E&Y France posts 4% growth…

IFRS preparations step up…

PwC expands in China…

FINANCIAL RESULTS E&Y France posts 4% growth

Ernst & Young France’ (E&Y) revenue grew 4 percent to €794 million ($1 billion) during its financial year ended June 2008. European integration, continued investment into its business and responding to the current crisis have been the major events of the past year, the firm said.

E&Y claims it has maintained its dominance of the audit market, auditing 53 percent of companies listed on the CAC 40. However, audit activity was down 4 percent, which the firm said reflects the stabilisation of the market. E&Y said the outlook for the current year is uncertain. However, the firm is optimistic it will overcome the financial crisis.

STANDARDS IFRS preparations step up

An increased number of US professional services firms and companies are beginning to prepare for the eventual adoption of IFRS, according to a study from the American Institute of Certified Public Accountants.

Fifty-five percent of CPAs at firms and companies surveyed in September and October said they are preparing for adoption, an increase of 14 percent since an April survey.

The US Securities and Exchange Commission formally issued its proposed roadmap for adopting the international standards on 14 November. Commissioners had previously held a public meeting on the proposal on 27 August.

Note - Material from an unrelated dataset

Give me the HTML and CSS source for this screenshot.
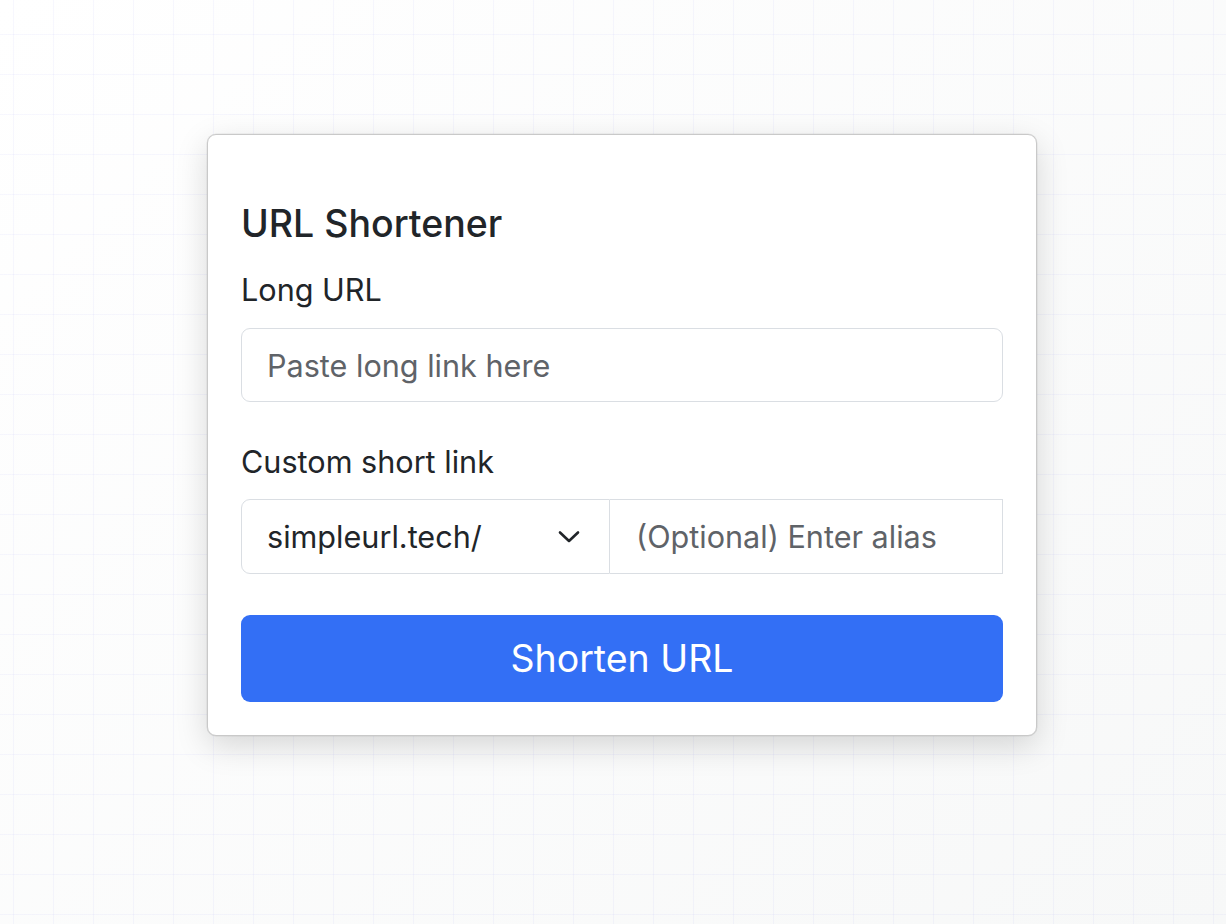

STRATEGY PwC expands in China

PricewaterhouseCoopers has continued its expansion in China by opening a new office in the eastern port city of Ningbo. It is PwC’s 13th office in China and first in the Zhejiang province.

PwC claimed it is the first international professional services firm to establish an office in Ningbo. The firm has appointed Toby Xu as the office lead partner. Ningbo, with a population of about 5.6 million, recorded more than CNY300 billion in GDP last year to become one of China’s most developed cities.

PwC China markets leader Frank Lyn commented: “The firm has always taken a long-term perspective in evaluating markets. We acknowledge that the impact of the current global financial crisis will not be overcome quickly, but our outlook for China is not daunted.”